Written exercise:
Go through the data and copy every line exactly, but not the images.
== Provided material ==
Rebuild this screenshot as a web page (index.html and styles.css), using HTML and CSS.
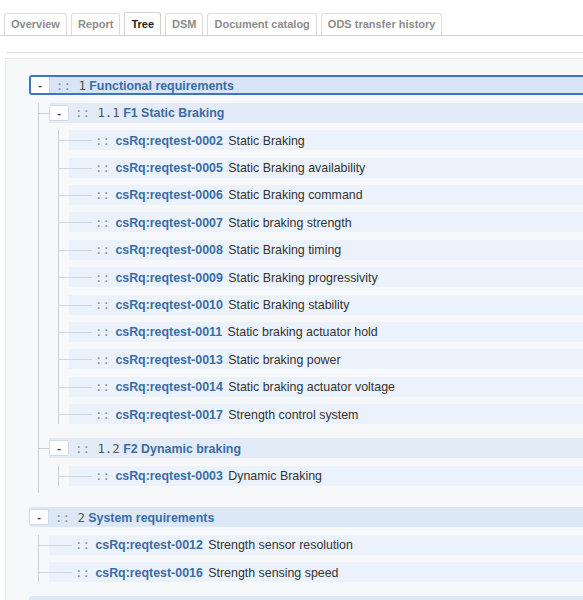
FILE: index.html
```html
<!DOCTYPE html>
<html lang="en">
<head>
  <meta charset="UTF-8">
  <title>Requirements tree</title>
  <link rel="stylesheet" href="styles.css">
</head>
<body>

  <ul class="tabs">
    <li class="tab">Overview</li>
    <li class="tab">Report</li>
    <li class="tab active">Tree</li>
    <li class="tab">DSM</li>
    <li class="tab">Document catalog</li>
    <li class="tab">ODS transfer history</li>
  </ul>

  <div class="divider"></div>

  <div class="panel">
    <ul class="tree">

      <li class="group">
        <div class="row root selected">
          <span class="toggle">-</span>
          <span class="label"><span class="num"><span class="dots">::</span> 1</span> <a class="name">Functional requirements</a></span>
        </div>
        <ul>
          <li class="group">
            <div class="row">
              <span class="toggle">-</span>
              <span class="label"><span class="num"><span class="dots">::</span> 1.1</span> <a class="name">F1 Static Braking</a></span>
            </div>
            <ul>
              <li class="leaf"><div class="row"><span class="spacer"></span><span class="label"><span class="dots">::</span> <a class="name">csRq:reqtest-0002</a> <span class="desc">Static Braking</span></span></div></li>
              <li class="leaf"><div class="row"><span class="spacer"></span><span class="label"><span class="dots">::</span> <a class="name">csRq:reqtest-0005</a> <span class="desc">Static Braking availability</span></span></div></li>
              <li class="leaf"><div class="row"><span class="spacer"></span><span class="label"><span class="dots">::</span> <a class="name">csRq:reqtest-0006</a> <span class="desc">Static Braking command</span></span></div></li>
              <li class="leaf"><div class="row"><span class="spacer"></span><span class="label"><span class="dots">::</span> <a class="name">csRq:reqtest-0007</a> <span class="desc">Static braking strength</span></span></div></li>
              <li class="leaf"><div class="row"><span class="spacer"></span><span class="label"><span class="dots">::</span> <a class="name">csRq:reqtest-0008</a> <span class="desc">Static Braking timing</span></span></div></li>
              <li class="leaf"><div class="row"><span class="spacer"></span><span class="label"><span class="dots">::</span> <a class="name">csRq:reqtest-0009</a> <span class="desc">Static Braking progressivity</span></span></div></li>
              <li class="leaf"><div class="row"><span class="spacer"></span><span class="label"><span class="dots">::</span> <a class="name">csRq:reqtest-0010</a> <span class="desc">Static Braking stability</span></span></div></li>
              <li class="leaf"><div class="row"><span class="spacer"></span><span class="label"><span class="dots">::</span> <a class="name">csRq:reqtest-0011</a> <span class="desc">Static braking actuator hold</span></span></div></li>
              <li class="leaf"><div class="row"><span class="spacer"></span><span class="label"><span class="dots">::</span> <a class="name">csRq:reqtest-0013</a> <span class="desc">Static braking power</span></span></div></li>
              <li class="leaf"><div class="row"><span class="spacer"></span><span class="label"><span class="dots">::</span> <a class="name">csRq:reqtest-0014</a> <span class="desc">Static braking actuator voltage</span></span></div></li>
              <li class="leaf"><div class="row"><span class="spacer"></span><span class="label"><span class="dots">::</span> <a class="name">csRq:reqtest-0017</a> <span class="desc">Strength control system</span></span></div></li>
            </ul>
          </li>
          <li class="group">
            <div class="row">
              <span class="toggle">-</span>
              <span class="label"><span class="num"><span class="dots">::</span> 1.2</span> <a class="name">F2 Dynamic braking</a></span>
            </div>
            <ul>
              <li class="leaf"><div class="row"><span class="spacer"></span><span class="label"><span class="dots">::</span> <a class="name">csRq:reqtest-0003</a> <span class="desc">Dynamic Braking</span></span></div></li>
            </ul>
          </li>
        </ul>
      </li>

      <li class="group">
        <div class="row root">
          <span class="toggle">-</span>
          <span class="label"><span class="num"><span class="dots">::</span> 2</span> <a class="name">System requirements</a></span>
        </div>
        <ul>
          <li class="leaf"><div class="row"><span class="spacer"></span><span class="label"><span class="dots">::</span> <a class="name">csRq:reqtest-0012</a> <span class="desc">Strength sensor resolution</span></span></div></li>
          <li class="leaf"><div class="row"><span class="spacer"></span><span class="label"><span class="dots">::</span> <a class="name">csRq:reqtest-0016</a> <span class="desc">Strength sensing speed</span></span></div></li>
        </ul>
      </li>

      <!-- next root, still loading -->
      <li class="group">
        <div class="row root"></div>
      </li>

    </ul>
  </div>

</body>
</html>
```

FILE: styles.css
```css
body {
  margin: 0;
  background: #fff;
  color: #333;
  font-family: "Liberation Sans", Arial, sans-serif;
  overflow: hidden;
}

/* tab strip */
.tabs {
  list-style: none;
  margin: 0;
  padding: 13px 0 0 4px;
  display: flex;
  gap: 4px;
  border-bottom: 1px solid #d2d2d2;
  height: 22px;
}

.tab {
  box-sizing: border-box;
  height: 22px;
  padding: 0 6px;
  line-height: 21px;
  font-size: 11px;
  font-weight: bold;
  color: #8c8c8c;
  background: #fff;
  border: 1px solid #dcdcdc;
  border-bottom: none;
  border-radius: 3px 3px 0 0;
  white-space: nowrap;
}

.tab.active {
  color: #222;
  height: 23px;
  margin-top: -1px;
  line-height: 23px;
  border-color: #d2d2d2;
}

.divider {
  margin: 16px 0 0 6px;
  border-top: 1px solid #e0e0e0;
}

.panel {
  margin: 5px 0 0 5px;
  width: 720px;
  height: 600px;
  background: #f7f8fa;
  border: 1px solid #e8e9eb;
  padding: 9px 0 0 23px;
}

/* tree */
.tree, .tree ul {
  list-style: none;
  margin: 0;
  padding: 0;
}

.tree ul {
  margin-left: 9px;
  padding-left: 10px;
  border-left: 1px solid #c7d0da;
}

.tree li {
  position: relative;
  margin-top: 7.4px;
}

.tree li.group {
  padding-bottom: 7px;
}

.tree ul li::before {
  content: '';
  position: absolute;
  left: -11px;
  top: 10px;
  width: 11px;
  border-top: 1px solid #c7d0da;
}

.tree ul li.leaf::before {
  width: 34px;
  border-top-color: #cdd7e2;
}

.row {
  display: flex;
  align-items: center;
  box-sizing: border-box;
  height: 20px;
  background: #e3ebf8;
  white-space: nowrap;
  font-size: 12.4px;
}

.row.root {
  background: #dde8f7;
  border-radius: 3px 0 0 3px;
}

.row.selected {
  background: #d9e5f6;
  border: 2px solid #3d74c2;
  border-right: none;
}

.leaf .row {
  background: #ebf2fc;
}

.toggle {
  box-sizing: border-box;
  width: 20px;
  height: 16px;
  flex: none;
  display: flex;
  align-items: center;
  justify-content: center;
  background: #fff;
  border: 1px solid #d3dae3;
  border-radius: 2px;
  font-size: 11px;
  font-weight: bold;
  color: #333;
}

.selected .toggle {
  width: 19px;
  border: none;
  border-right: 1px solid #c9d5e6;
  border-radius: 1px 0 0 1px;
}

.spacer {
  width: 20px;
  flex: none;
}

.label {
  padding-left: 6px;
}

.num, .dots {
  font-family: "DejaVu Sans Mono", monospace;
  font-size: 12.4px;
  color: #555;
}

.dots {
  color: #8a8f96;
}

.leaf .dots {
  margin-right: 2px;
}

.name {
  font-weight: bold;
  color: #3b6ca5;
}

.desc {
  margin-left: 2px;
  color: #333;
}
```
===
Expected answer:
Rebuild this screenshot as a web page (index.html and styles.css), using HTML and CSS.
FILE: index.html
```html
<!DOCTYPE html>
<html lang="en">
<head>
  <meta charset="UTF-8">
  <title>Requirements tree</title>
  <link rel="stylesheet" href="styles.css">
</head>
<body>

  <ul class="tabs">
    <li class="tab">Overview</li>
    <li class="tab">Report</li>
    <li class="tab active">Tree</li>
    <li class="tab">DSM</li>
    <li class="tab">Document catalog</li>
    <li class="tab">ODS transfer history</li>
  </ul>

  <div class="divider"></div>

  <div class="panel">
    <ul class="tree">

      <li class="group">
        <div class="row root selected">
          <span class="toggle">-</span>
          <span class="label"><span class="num"><span class="dots">::</span> 1</span> <a class="name">Functional requirements</a></span>
        </div>
        <ul>
          <li class="group">
            <div class="row">
              <span class="toggle">-</span>
              <span class="label"><span class="num"><span class="dots">::</span> 1.1</span> <a class="name">F1 Static Braking</a></span>
            </div>
            <ul>
              <li class="leaf"><div class="row"><span class="spacer"></span><span class="label"><span class="dots">::</span> <a class="name">csRq:reqtest-0002</a> <span class="desc">Static Braking</span></span></div></li>
              <li class="leaf"><div class="row"><span class="spacer"></span><span class="label"><span class="dots">::</span> <a class="name">csRq:reqtest-0005</a> <span class="desc">Static Braking availability</span></span></div></li>
              <li class="leaf"><div class="row"><span class="spacer"></span><span class="label"><span class="dots">::</span> <a class="name">csRq:reqtest-0006</a> <span class="desc">Static Braking command</span></span></div></li>
              <li class="leaf"><div class="row"><span class="spacer"></span><span class="label"><span class="dots">::</span> <a class="name">csRq:reqtest-0007</a> <span class="desc">Static braking strength</span></span></div></li>
              <li class="leaf"><div class="row"><span class="spacer"></span><span class="label"><span class="dots">::</span> <a class="name">csRq:reqtest-0008</a> <span class="desc">Static Braking timing</span></span></div></li>
              <li class="leaf"><div class="row"><span class="spacer"></span><span class="label"><span class="dots">::</span> <a class="name">csRq:reqtest-0009</a> <span class="desc">Static Braking progressivity</span></span></div></li>
              <li class="leaf"><div class="row"><span class="spacer"></span><span class="label"><span class="dots">::</span> <a class="name">csRq:reqtest-0010</a> <span class="desc">Static Braking stability</span></span></div></li>
              <li class="leaf"><div class="row"><span class="spacer"></span><span class="label"><span class="dots">::</span> <a class="name">csRq:reqtest-0011</a> <span class="desc">Static braking actuator hold</span></span></div></li>
              <li class="leaf"><div class="row"><span class="spacer"></span><span class="label"><span class="dots">::</span> <a class="name">csRq:reqtest-0013</a> <span class="desc">Static braking power</span></span></div></li>
              <li class="leaf"><div class="row"><span class="spacer"></span><span class="label"><span class="dots">::</span> <a class="name">csRq:reqtest-0014</a> <span class="desc">Static braking actuator voltage</span></span></div></li>
              <li class="leaf"><div class="row"><span class="spacer"></span><span class="label"><span class="dots">::</span> <a class="name">csRq:reqtest-0017</a> <span class="desc">Strength control system</span></span></div></li>
            </ul>
          </li>
          <li class="group">
            <div class="row">
              <span class="toggle">-</span>
              <span class="label"><span class="num"><span class="dots">::</span> 1.2</span> <a class="name">F2 Dynamic braking</a></span>
            </div>
            <ul>
              <li class="leaf"><div class="row"><span class="spacer"></span><span class="label"><span class="dots">::</span> <a class="name">csRq:reqtest-0003</a> <span class="desc">Dynamic Braking</span></span></div></li>
            </ul>
          </li>
        </ul>
      </li>

      <li class="group">
        <div class="row root">
          <span class="toggle">-</span>
          <span class="label"><span class="num"><span class="dots">::</span> 2</span> <a class="name">System requirements</a></span>
        </div>
        <ul>
          <li class="leaf"><div class="row"><span class="spacer"></span><span class="label"><span class="dots">::</span> <a class="name">csRq:reqtest-0012</a> <span class="desc">Strength sensor resolution</span></span></div></li>
          <li class="leaf"><div class="row"><span class="spacer"></span><span class="label"><span class="dots">::</span> <a class="name">csRq:reqtest-0016</a> <span class="desc">Strength sensing speed</span></span></div></li>
        </ul>
      </li>

      <!-- next root, still loading -->
      <li class="group">
        <div class="row root"></div>
      </li>

    </ul>
  </div>

</body>
</html>
```

FILE: styles.css
```css
body {
  margin: 0;
  background: #fff;
  color: #333;
  font-family: "Liberation Sans", Arial, sans-serif;
  overflow: hidden;
}

/* tab strip */
.tabs {
  list-style: none;
  margin: 0;
  padding: 13px 0 0 4px;
  display: flex;
  gap: 4px;
  border-bottom: 1px solid #d2d2d2;
  height: 22px;
}

.tab {
  box-sizing: border-box;
  height: 22px;
  padding: 0 6px;
  line-height: 21px;
  font-size: 11px;
  font-weight: bold;
  color: #8c8c8c;
  background: #fff;
  border: 1px solid #dcdcdc;
  border-bottom: none;
  border-radius: 3px 3px 0 0;
  white-space: nowrap;
}

.tab.active {
  color: #222;
  height: 23px;
  margin-top: -1px;
  line-height: 23px;
  border-color: #d2d2d2;
}

.divider {
  margin: 16px 0 0 6px;
  border-top: 1px solid #e0e0e0;
}

.panel {
  margin: 5px 0 0 5px;
  width: 720px;
  height: 600px;
  background: #f7f8fa;
  border: 1px solid #e8e9eb;
  padding: 9px 0 0 23px;
}

/* tree */
.tree, .tree ul {
  list-style: none;
  margin: 0;
  padding: 0;
}

.tree ul {
  margin-left: 9px;
  padding-left: 10px;
  border-left: 1px solid #c7d0da;
}

.tree li {
  position: relative;
  margin-top: 7.4px;
}

.tree li.group {
  padding-bottom: 7px;
}

.tree ul li::before {
  content: '';
  position: absolute;
  left: -11px;
  top: 10px;
  width: 11px;
  border-top: 1px solid #c7d0da;
}

.tree ul li.leaf::before {
  width: 34px;
  border-top-color: #cdd7e2;
}

.row {
  display: flex;
  align-items: center;
  box-sizing: border-box;
  height: 20px;
  background: #e3ebf8;
  white-space: nowrap;
  font-size: 12.4px;
}

.row.root {
  background: #dde8f7;
  border-radius: 3px 0 0 3px;
}

.row.selected {
  background: #d9e5f6;
  border: 2px solid #3d74c2;
  border-right: none;
}

.leaf .row {
  background: #ebf2fc;
}

.toggle {
  box-sizing: border-box;
  width: 20px;
  height: 16px;
  flex: none;
  display: flex;
  align-items: center;
  justify-content: center;
  background: #fff;
  border: 1px solid #d3dae3;
  border-radius: 2px;
  font-size: 11px;
  font-weight: bold;
  color: #333;
}

.selected .toggle {
  width: 19px;
  border: none;
  border-right: 1px solid #c9d5e6;
  border-radius: 1px 0 0 1px;
}

.spacer {
  width: 20px;
  flex: none;
}

.label {
  padding-left: 6px;
}

.num, .dots {
  font-family: "DejaVu Sans Mono", monospace;
  font-size: 12.4px;
  color: #555;
}

.dots {
  color: #8a8f96;
}

.leaf .dots {
  margin-right: 2px;
}

.name {
  font-weight: bold;
  color: #3b6ca5;
}

.desc {
  margin-left: 2px;
  color: #333;
}
```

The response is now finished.